It was then, with this in mind that I reflected a little more on my recent ‘exposure’ in the Runner’s World article that I requested on weight gain (or at least maintenance of healthy weight). Though I felt very vulnerable when I first read the article, not expecting to be named in it as the reason for its publication, or to have personal information shared so publically, I eventually realised that if it helped any other runners it was worth my discomfort.
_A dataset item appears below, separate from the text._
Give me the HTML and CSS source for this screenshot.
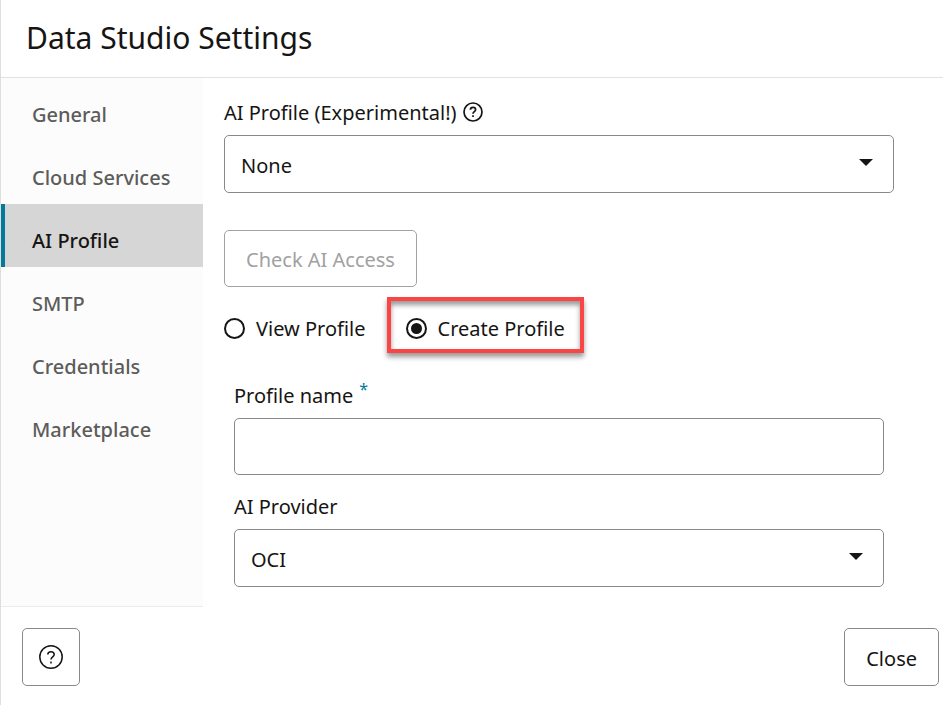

This more balanced attitude was vindicated in the latest issue. The star letter is from a lady who says she almost didn’t read the article following a battle with her feelings around eating, but that having done so she is motivated to regain a healthy weight and become a stronger, happier runner. When I first wrote that slightly cynical, largely pissed off letter at the beginning of the year, fuelled by my own exasperation at the constant barrage of ‘Lose Weight Now!’ articles I didn’t really expect it would be printed. I certainly didn’t expect I’d actually get the requested article and it never in a million years occurred to me that it might end up helping others.
letter
The letter that started it all...
What does that have to do with running? Well, it’s indirectly related of course, but in many ways not much. But what it does do is demonstrate that yes, we do make a difference. Be nice to people. It adds up. If my mate hadn’t been a genuinely lovely bloke, the London Wetlands Centre wouldn’t have their new bird hide (or whatever they’re doing with it!). Be nice to people and speak your mind. If I’d not raised my digital voice and risked making myself a bit open then that lady, whom I will never probably meet, might not have got herself on the road to recovery quite so fast. We all have a responsibility to the world around us, we all have the ability to make it a better place. Smile at the guy on the bus, hold the door for the lady coming up the stairs, donate your £3 to the friend doing their first 10k because no single snowflake blames itself for the avalanche and I may only be a drop in the ocean but I’m damn well gonna make the biggest wave I know how.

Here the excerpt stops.